To conclude, we propose an approach that allows for the implementation of arbitrary stochastic logic circuits in a network of coupled and biased OPOs, working closely along the lines of experimentally demonstrated technology. We successfully tested the approach numerically for a representative set of basic logic circuits and ubiquitous problems in combinatorial optimization. Our study paves the way for an optical implementation of p-computing for the potentially high-speed solution of ubiquitous combinatorial optimization problems.

For an experimental realization of our approach, we envision a set-up similar to the one used in the first successful experiment on applying a bias field to an OPO37. Combining it with a single fiber-ring cavity then provides the missing ingredient: coupling between the (time-multiplexed) OPOs through feedback and measurement11. Furthermore, we need the capability of modulating the amplitude of the bias at the repetition rate of the laser (which is 80MHz in the set-up of a recent study37). Ultimately, however, we anticipate the coupling between different OPOs to be performed fully optically by e.g. linear programmable nanophotonic processors for great speed and energy efficiency46. Generally, p-computing would also profit from massively parallel, ultrafast, and tunable random bit generation using a physical source for the randomness47.

Methods

Here we provide details on the numerical implementation of the stochastic differential equations governing the time evolution in a network of coupled and biased OPOs:

$${{\rm{d}}}{c}_{i}= \left[\left(p-1-{c}_{i}^{2}-{s}_{i}^{2}\right){c}_{i}+\varepsilon {e}_{i}\left(\sum_{j}{J}_{ij}{c}_{j}+{F}_{h}{h}_{i}\right)\right]{{\rm{d}}}t \\ +\frac{1}{{A}_{s}}\sqrt{\frac{1}{2}+{c}_{i}^{2}+{s}_{i}^{2}}{{\rm{d}}}{W}_{c},$$
(11)
$${{\rm{d}}}{s}_{i}=\left[\left(-p-1-{c}_{i}^{2}-{s}_{i}^{2}\right){s}_{i}+\varepsilon {e}_{i}\sum_{j}{J}_{ij}{s}_{j}\right]{{\rm{d}}}t+\frac{1}{{A}_{s}}\sqrt{\frac{1}{2}+{c}_{i}^{2}+{s}_{i}^{2}}{{\rm{d}}}{W}_{s},$$
(12)
$$\frac{{{\rm{d}}}{e}_{i}}{{{\rm{d}}}t}=-\beta \left({c}_{i}^{2}-a\right){e}_{i},$$
(13)

where ci and si denote the in-phase and quadrature component of the ith OPO respectively, p is pump, the saturation amplitude As is the field amplitude at a pump rate p = 2, dWc and dWs are two independent Gaussian noise processes (with zero mean and variance Δt [the step-size for numerically solving the stochastic differential equations]) and ε controls the overall strength of coupling gij and bias bi. The auxiliary is ei, with its associated rate of change β, and Fh controls the bias amplitude.’
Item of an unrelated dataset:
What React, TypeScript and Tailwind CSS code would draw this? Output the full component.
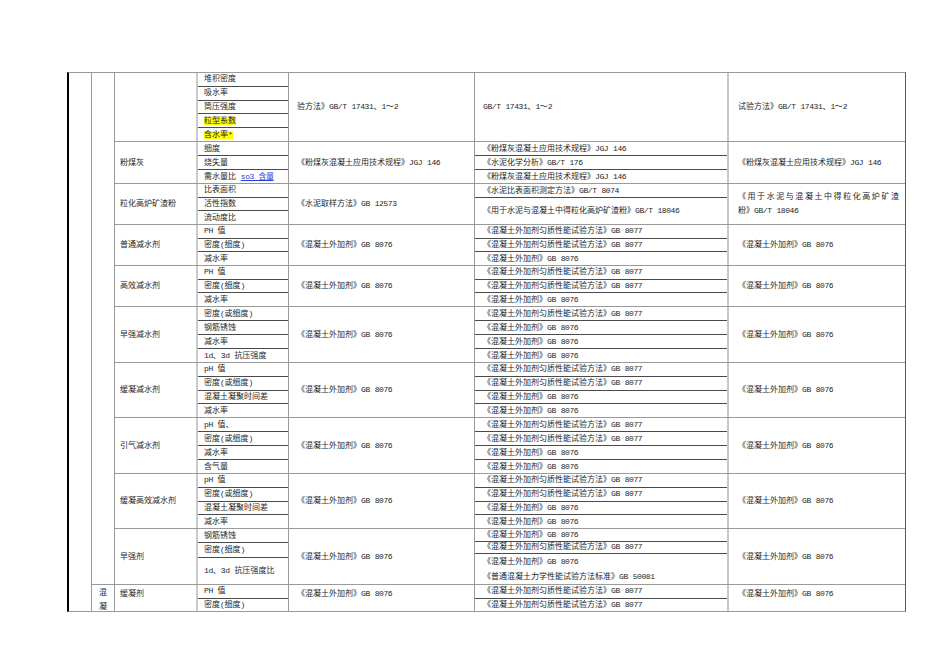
import type { ReactNode } from "react"

type Sub = { t: ReactNode; w?: number }

type Block = {
    name: string
    h: number
    items: Sub[]
    std1: ReactNode
    refs: Sub[]
    std2: ReactNode
    top?: boolean
    noLines?: boolean
}

const A = "《混凝土外加剂匀质性能试验方法》GB 8077"
const B = "《混凝土外加剂》GB 8076"
const JGJ = "《粉煤灰混凝土应用技术规程》JGJ 146"

// latin runs are narrower in the original (SimSun half-width), tighten them a bit
function fmt(t: ReactNode): ReactNode {
    if (typeof t !== "string") return t
    return (
        <span>
            {t.split(/([\x21-\x7e]+)/).map((part, i) =>
                /^[\x21-\x7e]+$/.test(part) ? (
                    <span key={i} className="tracking-[-0.4px]">
                        {part}
                    </span>
                ) : (
                    part
                )
            )}
        </span>
    )
}

const s = (...list: ReactNode[]): Sub[] => list.map((t) => ({ t }))

const blocks: Block[] = [
    {
        name: "",
        h: 68,
        items: s(
            "堆积密度",
            "吸水率",
            "筒压强度",
            <span className="bg-[#ffff00]">粒型系数</span>,
            <span className="bg-[#ffff00]">含水率*</span>
        ),
        std1: "验方法》GB/T 17431、1～2",
        refs: s("GB/T 17431、1～2"),
        std2: "试验方法》GB/T 17431、1～2",
        noLines: true,
    },
    {
        name: "粉煤灰",
        h: 42,
        items: s(
            "细度",
            "烧失量",
            <span>
                需水量比 <span className="text-[#2b3fd6] underline tracking-[-0.4px]">so3 含量</span>
            </span>
        ),
        std1: JGJ,
        refs: s(JGJ, "《水泥化学分析》GB/T 176", JGJ),
        std2: JGJ,
    },
    {
        name: "粒化高炉矿渣粉",
        h: 41,
        items: s("比表面积", "活性指数", "流动度比"),
        std1: "《水泥取样方法》GB 12573",
        refs: [
            { t: "《水泥比表面积测定方法》GB/T 8074", w: 1 },
            { t: "《用于水泥与混凝土中得粒化高炉矿渣粉》GB/T 18046", w: 2 },
        ],
        std2: (
            <div className="w-full pr-[6px] leading-[14px]">
                <div className="[text-align-last:justify]">《用于水泥与混凝土中得粒化高炉矿渣</div>
                <div>粉》{fmt("GB/T 18046")}</div>
            </div>
        ),
    },
    {
        name: "普通减水剂",
        h: 41,
        items: s("PH 值", "密度(细度)", "减水率"),
        std1: B,
        refs: s(A, A, B),
        std2: B,
    },
    {
        name: "高效减水剂",
        h: 41,
        items: s("PH 值", "密度(细度)", "减水率"),
        std1: B,
        refs: s(A, A, B),
        std2: B,
    },
    {
        name: "早强减水剂",
        h: 56,
        items: s("密度(或细度)", "钢筋锈蚀", "减水率", "1d、3d 抗压强度"),
        std1: B,
        refs: s(A, B, B, B),
        std2: B,
    },
    {
        name: "缓凝减水剂",
        h: 55,
        items: s("pH 值", "密度(或细度)", "混凝土凝聚时间差", "减水率"),
        std1: B,
        refs: s(A, A, B, B),
        std2: B,
    },
    {
        name: "引气减水剂",
        h: 56,
        items: s("pH 值、", "密度(或细度)", "减水率", "含气量"),
        std1: B,
        refs: s(A, A, B, B),
        std2: B,
    },
    {
        name: "缓凝高效减水剂",
        h: 55,
        items: s("pH 值", "密度(或细度)", "混凝土凝聚时间差", "减水率"),
        std1: B,
        refs: s(A, A, B, B),
        std2: B,
    },
    {
        name: "早强剂",
        h: 56,
        items: [
            { t: "钢筋锈蚀", w: 1 },
            { t: "密度(细度)", w: 1 },
            { t: "1d、3d 抗压强度比", w: 2 },
        ],
        std1: B,
        refs: [
            { t: B, w: 1 },
            { t: A, w: 1 },
            {
                t: (
                    <div className="leading-[15px]">
                        <div>{fmt(B)}</div>
                        <div>{fmt("《普通混凝土力学性能试验方法标准》GB 50081")}</div>
                    </div>
                ),
                w: 2,
            },
        ],
        std2: B,
    },
    {
        name: "缓凝剂",
        h: 27,
        items: s("PH 值", "密度(细度)"),
        std1: B,
        refs: s(A, A),
        std2: B,
        top: true,
    },
]

function SubCol({ list, pad, noLines }: { list: Sub[]; pad: string; noLines?: boolean }) {
    return (
        <div className="flex flex-col h-full">
            {list.map((sub, i) => (
                <div
                    key={i}
                    style={{ flexGrow: sub.w ?? 1, flexBasis: 0 }}
                    className={`flex items-center whitespace-pre ${pad} ${i > 0 && !noLines ? "border-t border-[#4a4a4a]" : ""}`}
                >
                    {fmt(sub.t)}
                </div>
            ))}
        </div>
    )
}

export default function App() {
    return (
        <div className="min-h-[672px] bg-white pt-[72px] pl-[67px] font-['Liberation_Mono','Noto_Sans_CJK_SC',monospace] text-[8px] leading-none text-[#262626]">
            <div className="flex w-[839px] border-l-2 border-l-black border-r border-r-[#555] border-t border-t-[#9a9a9a] border-b border-b-[#9a9a9a]">
                <div className="w-[23px] border-r border-[#9a9a9a]" />
                <div className="w-[23px] border-r border-[#9a9a9a] flex flex-col">
                    <div className="flex-1" />
                    <div className="h-[27px] border-t border-[#9a9a9a] flex flex-col items-center pt-[4px] gap-[6px]">
                        <span>混</span>
                        <span>凝</span>
                    </div>
                </div>
                <div className="flex-1 flex flex-col">
                    {blocks.map((b, i) => (
                        <div
                            key={i}
                            style={{ height: b.h }}
                            className={`flex ${i > 0 ? "border-t border-[#9a9a9a]" : ""}`}
                        >
                            <div className={`w-[83px] border-r-2 border-[#c9c9c9] pl-[5px] flex ${b.top ? "items-start pt-[5px]" : "items-center"}`}>
                                {b.name}
                            </div>
                            <div className="w-[91px] border-r border-[#9a9a9a]">
                                <SubCol list={b.items} pad="pl-[6px]" />
                            </div>
                            <div className={`w-[186px] border-r border-[#9a9a9a] pl-[8px] flex whitespace-pre ${b.top ? "items-start pt-[5px]" : "items-center"}`}>
                                {fmt(b.std1)}
                            </div>
                            <div className="w-[254px] border-r-2 border-[#c9c9c9]">
                                <SubCol list={b.refs} pad="pl-[8px]" noLines={b.noLines} />
                            </div>
                            <div className={`flex-1 pl-[9px] flex whitespace-pre ${b.top ? "items-start pt-[5px]" : "items-center"}`}>
                                {fmt(b.std2)}
                            </div>
                        </div>
                    ))}
                </div>
            </div>
        </div>
    )
}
To solve these stochastic differential equations, we employ the Milstein method48 since we found it to be sufficiently accurate while still allowing for high-throughput simulations compared to higher-order methods. As we are interested in the probability of finding ground states of Ising Hamiltonians, we need to be able to compute many trajectories at high speed. We achieve this by parallelizing our computations with PyTorch to get all the trajectories with one time evolution.